Records for the task |

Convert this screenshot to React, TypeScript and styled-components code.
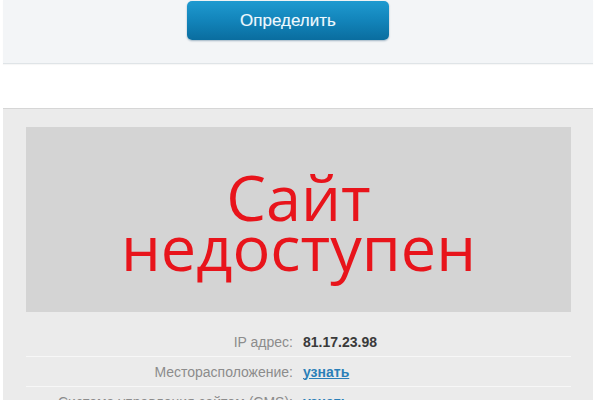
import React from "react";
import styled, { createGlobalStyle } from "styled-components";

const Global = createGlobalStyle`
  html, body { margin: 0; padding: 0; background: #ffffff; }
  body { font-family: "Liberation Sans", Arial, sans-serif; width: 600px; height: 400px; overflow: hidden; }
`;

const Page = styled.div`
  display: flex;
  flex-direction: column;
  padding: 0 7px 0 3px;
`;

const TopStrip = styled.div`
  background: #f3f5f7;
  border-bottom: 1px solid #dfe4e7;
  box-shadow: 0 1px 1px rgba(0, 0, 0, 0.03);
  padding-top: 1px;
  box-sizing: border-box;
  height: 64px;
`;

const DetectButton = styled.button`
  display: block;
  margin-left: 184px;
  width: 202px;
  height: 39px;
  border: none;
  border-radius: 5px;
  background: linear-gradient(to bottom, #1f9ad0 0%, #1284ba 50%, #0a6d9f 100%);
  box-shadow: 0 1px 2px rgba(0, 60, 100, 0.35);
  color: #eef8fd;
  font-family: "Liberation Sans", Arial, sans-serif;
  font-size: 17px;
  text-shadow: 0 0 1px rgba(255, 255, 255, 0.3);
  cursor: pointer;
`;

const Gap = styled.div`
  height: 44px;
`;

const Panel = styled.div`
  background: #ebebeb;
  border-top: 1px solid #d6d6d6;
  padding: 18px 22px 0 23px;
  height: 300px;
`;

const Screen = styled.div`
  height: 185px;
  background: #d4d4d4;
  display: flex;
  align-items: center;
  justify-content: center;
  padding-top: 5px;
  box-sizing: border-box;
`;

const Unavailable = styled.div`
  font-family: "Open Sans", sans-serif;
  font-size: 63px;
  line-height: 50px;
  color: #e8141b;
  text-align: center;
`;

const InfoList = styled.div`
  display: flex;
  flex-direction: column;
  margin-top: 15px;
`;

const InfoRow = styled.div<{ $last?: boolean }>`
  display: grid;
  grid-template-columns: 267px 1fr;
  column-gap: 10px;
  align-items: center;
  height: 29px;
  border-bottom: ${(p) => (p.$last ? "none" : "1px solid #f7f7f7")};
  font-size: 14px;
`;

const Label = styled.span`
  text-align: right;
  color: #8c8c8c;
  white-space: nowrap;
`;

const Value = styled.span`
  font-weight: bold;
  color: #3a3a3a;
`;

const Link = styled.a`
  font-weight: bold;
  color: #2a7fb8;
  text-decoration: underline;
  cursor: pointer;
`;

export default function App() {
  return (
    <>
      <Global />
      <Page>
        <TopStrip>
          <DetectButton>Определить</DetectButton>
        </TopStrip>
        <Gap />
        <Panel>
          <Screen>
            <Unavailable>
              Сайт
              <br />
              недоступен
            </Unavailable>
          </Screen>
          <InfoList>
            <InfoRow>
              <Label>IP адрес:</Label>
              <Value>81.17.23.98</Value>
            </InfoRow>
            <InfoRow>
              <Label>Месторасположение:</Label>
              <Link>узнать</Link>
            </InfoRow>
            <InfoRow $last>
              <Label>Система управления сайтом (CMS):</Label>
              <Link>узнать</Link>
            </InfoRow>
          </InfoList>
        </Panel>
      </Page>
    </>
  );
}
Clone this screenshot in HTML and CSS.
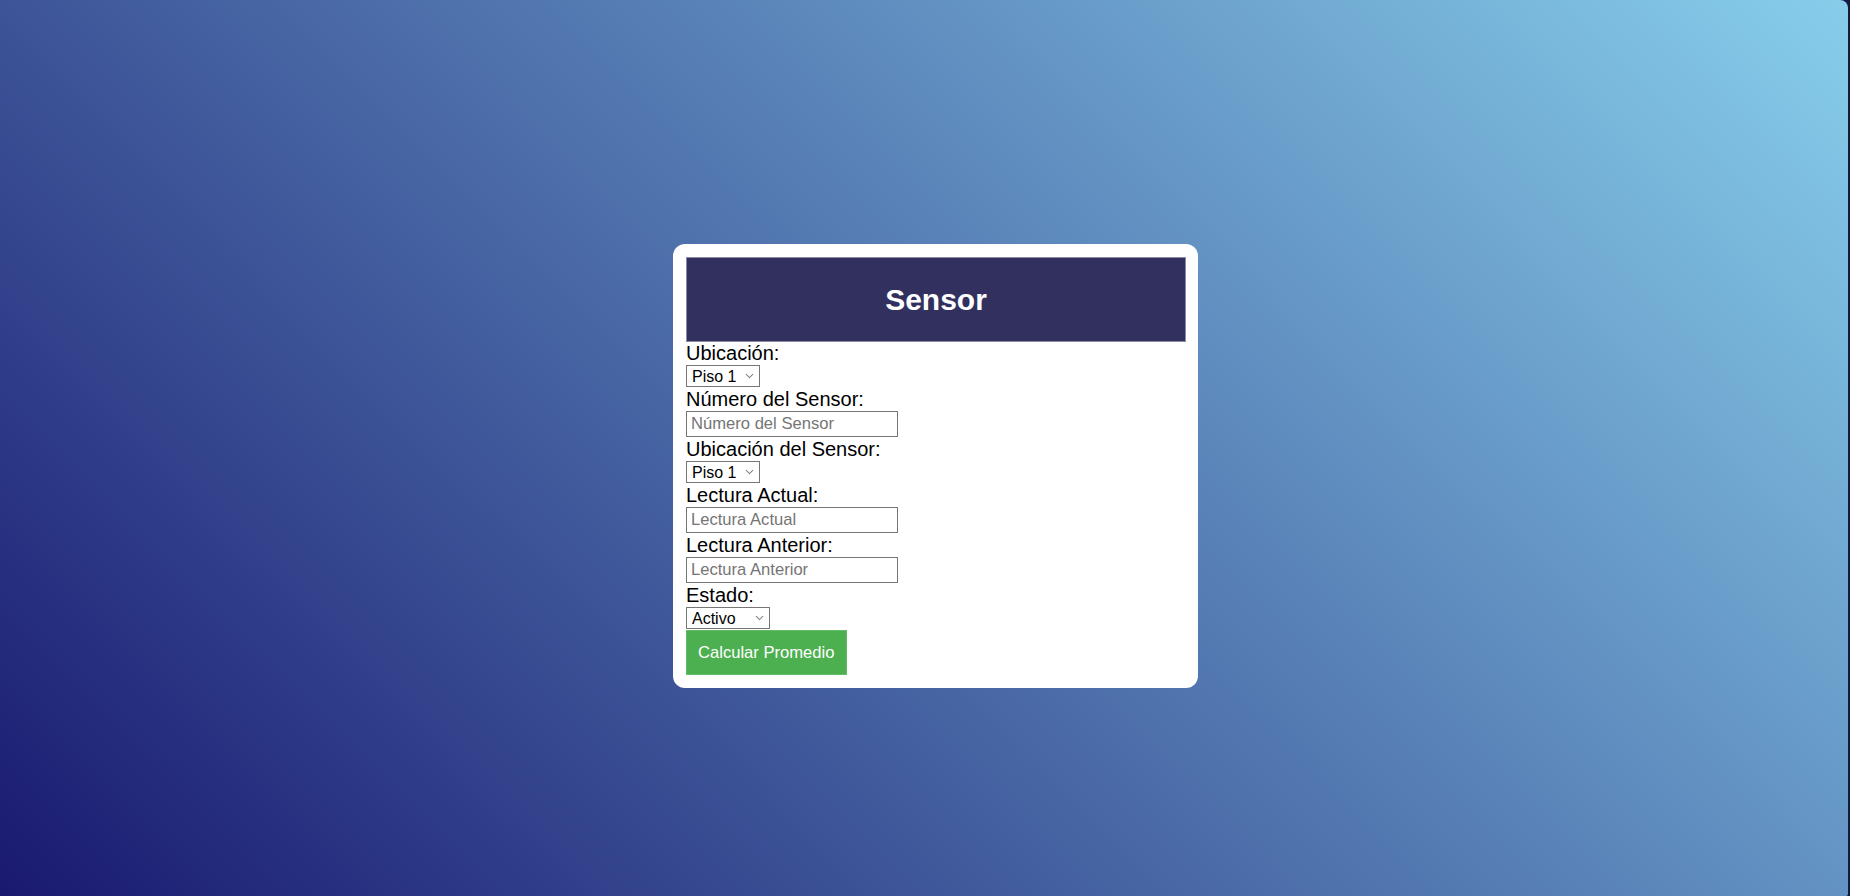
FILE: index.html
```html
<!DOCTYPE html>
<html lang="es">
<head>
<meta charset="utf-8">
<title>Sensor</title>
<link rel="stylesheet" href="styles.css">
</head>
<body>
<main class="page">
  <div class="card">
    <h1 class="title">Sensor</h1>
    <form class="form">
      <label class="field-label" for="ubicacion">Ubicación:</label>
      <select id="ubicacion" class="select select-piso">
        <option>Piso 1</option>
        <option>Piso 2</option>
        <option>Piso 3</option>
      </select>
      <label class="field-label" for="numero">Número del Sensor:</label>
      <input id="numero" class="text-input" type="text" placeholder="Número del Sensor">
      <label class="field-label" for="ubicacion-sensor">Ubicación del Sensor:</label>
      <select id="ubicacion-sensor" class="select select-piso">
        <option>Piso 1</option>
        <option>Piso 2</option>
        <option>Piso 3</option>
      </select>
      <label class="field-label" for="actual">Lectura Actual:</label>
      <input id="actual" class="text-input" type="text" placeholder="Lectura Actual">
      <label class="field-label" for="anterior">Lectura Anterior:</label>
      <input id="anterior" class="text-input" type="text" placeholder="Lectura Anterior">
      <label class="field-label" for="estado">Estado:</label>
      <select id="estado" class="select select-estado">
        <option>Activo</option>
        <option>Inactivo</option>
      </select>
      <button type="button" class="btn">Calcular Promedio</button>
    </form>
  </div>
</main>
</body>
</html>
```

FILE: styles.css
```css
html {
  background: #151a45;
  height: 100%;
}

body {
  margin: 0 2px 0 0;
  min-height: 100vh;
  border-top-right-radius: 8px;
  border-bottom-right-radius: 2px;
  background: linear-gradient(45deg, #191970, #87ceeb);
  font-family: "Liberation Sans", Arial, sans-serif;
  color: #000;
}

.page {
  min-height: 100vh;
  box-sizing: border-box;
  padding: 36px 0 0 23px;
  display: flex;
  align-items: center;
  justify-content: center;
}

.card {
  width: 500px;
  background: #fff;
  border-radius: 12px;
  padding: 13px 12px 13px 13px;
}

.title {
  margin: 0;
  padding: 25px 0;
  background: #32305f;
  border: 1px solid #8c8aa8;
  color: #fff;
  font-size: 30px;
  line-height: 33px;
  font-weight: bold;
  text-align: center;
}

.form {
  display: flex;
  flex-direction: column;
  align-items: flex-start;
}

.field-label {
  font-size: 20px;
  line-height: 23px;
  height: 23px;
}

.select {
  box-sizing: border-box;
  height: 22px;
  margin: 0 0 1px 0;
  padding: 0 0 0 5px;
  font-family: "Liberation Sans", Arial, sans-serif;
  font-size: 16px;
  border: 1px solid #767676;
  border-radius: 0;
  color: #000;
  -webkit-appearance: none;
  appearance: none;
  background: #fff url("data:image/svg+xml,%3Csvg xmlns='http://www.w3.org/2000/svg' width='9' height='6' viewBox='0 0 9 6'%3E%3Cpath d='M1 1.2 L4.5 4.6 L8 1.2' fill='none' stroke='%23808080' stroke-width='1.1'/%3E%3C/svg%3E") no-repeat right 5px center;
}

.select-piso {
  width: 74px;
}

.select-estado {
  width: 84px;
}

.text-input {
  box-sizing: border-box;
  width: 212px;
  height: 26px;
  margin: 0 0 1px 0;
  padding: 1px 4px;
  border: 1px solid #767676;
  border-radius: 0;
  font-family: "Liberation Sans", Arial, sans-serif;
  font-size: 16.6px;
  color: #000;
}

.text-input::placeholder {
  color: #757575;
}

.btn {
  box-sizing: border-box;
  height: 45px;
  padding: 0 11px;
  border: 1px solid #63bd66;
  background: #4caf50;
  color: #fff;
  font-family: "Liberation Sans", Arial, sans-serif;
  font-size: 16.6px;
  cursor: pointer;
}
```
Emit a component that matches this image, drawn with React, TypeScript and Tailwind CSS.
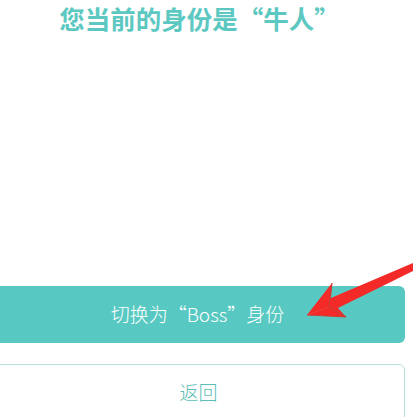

Short task |
Omit the pictures, then quote the rest of the material above exactly.

Answer to this exercise |
Convert this screenshot to React, TypeScript and styled-components code.
import React from "react";
import styled, { createGlobalStyle } from "styled-components";

const Global = createGlobalStyle`
  html, body { margin: 0; padding: 0; background: #ffffff; }
  body { font-family: "Liberation Sans", Arial, sans-serif; width: 600px; height: 400px; overflow: hidden; }
`;

const Page = styled.div`
  display: flex;
  flex-direction: column;
  padding: 0 7px 0 3px;
`;

const TopStrip = styled.div`
  background: #f3f5f7;
  border-bottom: 1px solid #dfe4e7;
  box-shadow: 0 1px 1px rgba(0, 0, 0, 0.03);
  padding-top: 1px;
  box-sizing: border-box;
  height: 64px;
`;

const DetectButton = styled.button`
  display: block;
  margin-left: 184px;
  width: 202px;
  height: 39px;
  border: none;
  border-radius: 5px;
  background: linear-gradient(to bottom, #1f9ad0 0%, #1284ba 50%, #0a6d9f 100%);
  box-shadow: 0 1px 2px rgba(0, 60, 100, 0.35);
  color: #eef8fd;
  font-family: "Liberation Sans", Arial, sans-serif;
  font-size: 17px;
  text-shadow: 0 0 1px rgba(255, 255, 255, 0.3);
  cursor: pointer;
`;

const Gap = styled.div`
  height: 44px;
`;

const Panel = styled.div`
  background: #ebebeb;
  border-top: 1px solid #d6d6d6;
  padding: 18px 22px 0 23px;
  height: 300px;
`;

const Screen = styled.div`
  height: 185px;
  background: #d4d4d4;
  display: flex;
  align-items: center;
  justify-content: center;
  padding-top: 5px;
  box-sizing: border-box;
`;

const Unavailable = styled.div`
  font-family: "Open Sans", sans-serif;
  font-size: 63px;
  line-height: 50px;
  color: #e8141b;
  text-align: center;
`;

const InfoList = styled.div`
  display: flex;
  flex-direction: column;
  margin-top: 15px;
`;

const InfoRow = styled.div<{ $last?: boolean }>`
  display: grid;
  grid-template-columns: 267px 1fr;
  column-gap: 10px;
  align-items: center;
  height: 29px;
  border-bottom: ${(p) => (p.$last ? "none" : "1px solid #f7f7f7")};
  font-size: 14px;
`;

const Label = styled.span`
  text-align: right;
  color: #8c8c8c;
  white-space: nowrap;
`;

const Value = styled.span`
  font-weight: bold;
  color: #3a3a3a;
`;

const Link = styled.a`
  font-weight: bold;
  color: #2a7fb8;
  text-decoration: underline;
  cursor: pointer;
`;

export default function App() {
  return (
    <>
      <Global />
      <Page>
        <TopStrip>
          <DetectButton>Определить</DetectButton>
        </TopStrip>
        <Gap />
        <Panel>
          <Screen>
            <Unavailable>
              Сайт
              <br />
              недоступен
            </Unavailable>
          </Screen>
          <InfoList>
            <InfoRow>
              <Label>IP адрес:</Label>
              <Value>81.17.23.98</Value>
            </InfoRow>
            <InfoRow>
              <Label>Месторасположение:</Label>
              <Link>узнать</Link>
            </InfoRow>
            <InfoRow $last>
              <Label>Система управления сайтом (CMS):</Label>
              <Link>узнать</Link>
            </InfoRow>
          </InfoList>
        </Panel>
      </Page>
    </>
  );
}
Clone this screenshot in HTML and CSS.
FILE: index.html
```html
<!DOCTYPE html>
<html lang="es">
<head>
<meta charset="utf-8">
<title>Sensor</title>
<link rel="stylesheet" href="styles.css">
</head>
<body>
<main class="page">
  <div class="card">
    <h1 class="title">Sensor</h1>
    <form class="form">
      <label class="field-label" for="ubicacion">Ubicación:</label>
      <select id="ubicacion" class="select select-piso">
        <option>Piso 1</option>
        <option>Piso 2</option>
        <option>Piso 3</option>
      </select>
      <label class="field-label" for="numero">Número del Sensor:</label>
      <input id="numero" class="text-input" type="text" placeholder="Número del Sensor">
      <label class="field-label" for="ubicacion-sensor">Ubicación del Sensor:</label>
      <select id="ubicacion-sensor" class="select select-piso">
        <option>Piso 1</option>
        <option>Piso 2</option>
        <option>Piso 3</option>
      </select>
      <label class="field-label" for="actual">Lectura Actual:</label>
      <input id="actual" class="text-input" type="text" placeholder="Lectura Actual">
      <label class="field-label" for="anterior">Lectura Anterior:</label>
      <input id="anterior" class="text-input" type="text" placeholder="Lectura Anterior">
      <label class="field-label" for="estado">Estado:</label>
      <select id="estado" class="select select-estado">
        <option>Activo</option>
        <option>Inactivo</option>
      </select>
      <button type="button" class="btn">Calcular Promedio</button>
    </form>
  </div>
</main>
</body>
</html>
```

FILE: styles.css
```css
html {
  background: #151a45;
  height: 100%;
}

body {
  margin: 0 2px 0 0;
  min-height: 100vh;
  border-top-right-radius: 8px;
  border-bottom-right-radius: 2px;
  background: linear-gradient(45deg, #191970, #87ceeb);
  font-family: "Liberation Sans", Arial, sans-serif;
  color: #000;
}

.page {
  min-height: 100vh;
  box-sizing: border-box;
  padding: 36px 0 0 23px;
  display: flex;
  align-items: center;
  justify-content: center;
}

.card {
  width: 500px;
  background: #fff;
  border-radius: 12px;
  padding: 13px 12px 13px 13px;
}

.title {
  margin: 0;
  padding: 25px 0;
  background: #32305f;
  border: 1px solid #8c8aa8;
  color: #fff;
  font-size: 30px;
  line-height: 33px;
  font-weight: bold;
  text-align: center;
}

.form {
  display: flex;
  flex-direction: column;
  align-items: flex-start;
}

.field-label {
  font-size: 20px;
  line-height: 23px;
  height: 23px;
}

.select {
  box-sizing: border-box;
  height: 22px;
  margin: 0 0 1px 0;
  padding: 0 0 0 5px;
  font-family: "Liberation Sans", Arial, sans-serif;
  font-size: 16px;
  border: 1px solid #767676;
  border-radius: 0;
  color: #000;
  -webkit-appearance: none;
  appearance: none;
  background: #fff url("data:image/svg+xml,%3Csvg xmlns='http://www.w3.org/2000/svg' width='9' height='6' viewBox='0 0 9 6'%3E%3Cpath d='M1 1.2 L4.5 4.6 L8 1.2' fill='none' stroke='%23808080' stroke-width='1.1'/%3E%3C/svg%3E") no-repeat right 5px center;
}

.select-piso {
  width: 74px;
}

.select-estado {
  width: 84px;
}

.text-input {
  box-sizing: border-box;
  width: 212px;
  height: 26px;
  margin: 0 0 1px 0;
  padding: 1px 4px;
  border: 1px solid #767676;
  border-radius: 0;
  font-family: "Liberation Sans", Arial, sans-serif;
  font-size: 16.6px;
  color: #000;
}

.text-input::placeholder {
  color: #757575;
}

.btn {
  box-sizing: border-box;
  height: 45px;
  padding: 0 11px;
  border: 1px solid #63bd66;
  background: #4caf50;
  color: #fff;
  font-family: "Liberation Sans", Arial, sans-serif;
  font-size: 16.6px;
  cursor: pointer;
}
```
Emit a component that matches this image, drawn with React, TypeScript and Tailwind CSS.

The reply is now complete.